WHAT NEEDS TO BE DONE:
Gather up every line from the entries below that uses the word "styles".

** begin **

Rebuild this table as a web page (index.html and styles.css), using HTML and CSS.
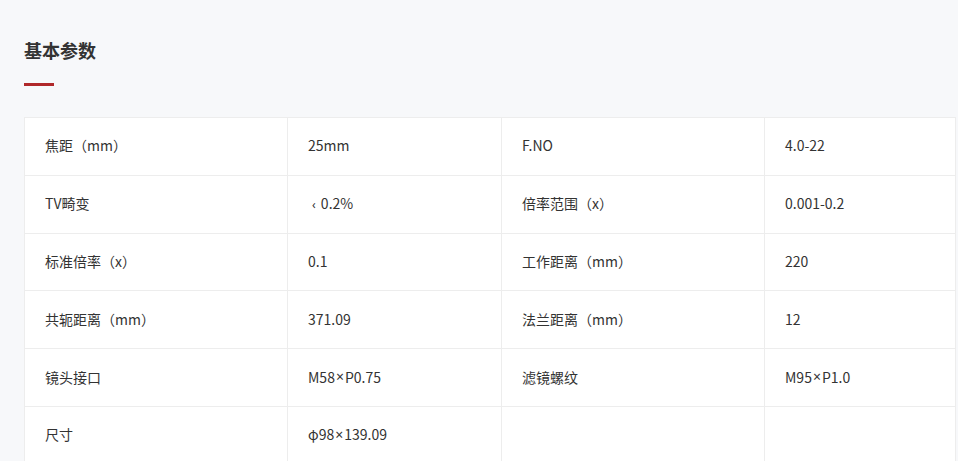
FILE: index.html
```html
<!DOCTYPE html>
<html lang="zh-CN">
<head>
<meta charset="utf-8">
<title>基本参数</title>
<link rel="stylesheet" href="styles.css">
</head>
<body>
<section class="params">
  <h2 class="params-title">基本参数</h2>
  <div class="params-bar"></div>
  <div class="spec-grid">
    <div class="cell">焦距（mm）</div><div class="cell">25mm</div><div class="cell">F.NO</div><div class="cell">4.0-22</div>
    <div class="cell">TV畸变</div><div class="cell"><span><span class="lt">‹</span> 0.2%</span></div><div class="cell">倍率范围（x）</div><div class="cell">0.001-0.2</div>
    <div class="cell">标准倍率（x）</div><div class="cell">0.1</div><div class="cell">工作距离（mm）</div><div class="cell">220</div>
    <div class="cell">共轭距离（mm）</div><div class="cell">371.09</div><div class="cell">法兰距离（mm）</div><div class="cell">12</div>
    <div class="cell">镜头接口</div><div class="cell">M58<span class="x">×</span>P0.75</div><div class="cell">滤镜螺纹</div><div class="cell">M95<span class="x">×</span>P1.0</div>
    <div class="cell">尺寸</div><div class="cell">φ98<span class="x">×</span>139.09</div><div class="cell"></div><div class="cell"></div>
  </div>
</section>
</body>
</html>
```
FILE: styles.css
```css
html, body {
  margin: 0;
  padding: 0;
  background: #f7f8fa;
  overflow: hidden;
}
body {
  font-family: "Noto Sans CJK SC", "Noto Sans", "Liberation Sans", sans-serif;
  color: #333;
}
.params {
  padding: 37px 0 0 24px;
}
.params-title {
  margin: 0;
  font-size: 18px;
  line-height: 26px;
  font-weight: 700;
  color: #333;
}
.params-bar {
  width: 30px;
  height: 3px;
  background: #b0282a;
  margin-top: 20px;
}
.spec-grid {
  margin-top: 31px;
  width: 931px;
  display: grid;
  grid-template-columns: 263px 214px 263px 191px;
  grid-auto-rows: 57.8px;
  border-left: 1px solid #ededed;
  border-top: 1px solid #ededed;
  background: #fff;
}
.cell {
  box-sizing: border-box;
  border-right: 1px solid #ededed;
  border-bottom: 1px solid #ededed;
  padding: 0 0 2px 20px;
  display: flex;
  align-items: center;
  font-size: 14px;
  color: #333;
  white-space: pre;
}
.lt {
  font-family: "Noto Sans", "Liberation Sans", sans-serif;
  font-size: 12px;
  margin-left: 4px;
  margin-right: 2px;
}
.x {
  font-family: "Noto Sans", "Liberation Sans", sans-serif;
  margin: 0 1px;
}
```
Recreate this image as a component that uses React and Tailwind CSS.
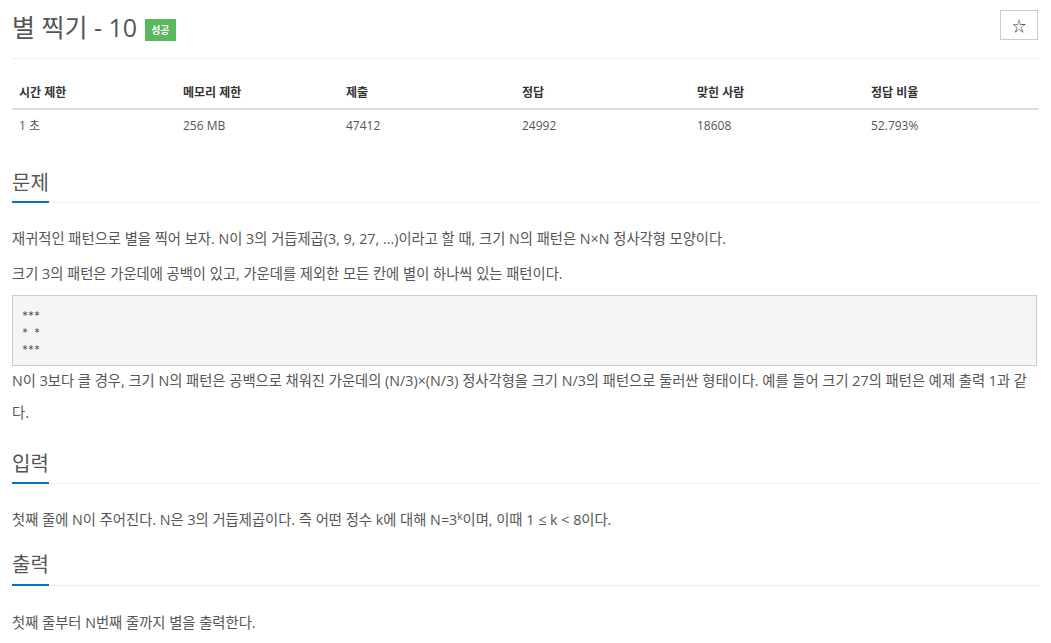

** end **

RESPONSE TO THIS EXERCISE:
Rebuild this table as a web page (index.html and styles.css), using HTML and CSS.
<link rel="stylesheet" href="styles.css">
FILE: styles.css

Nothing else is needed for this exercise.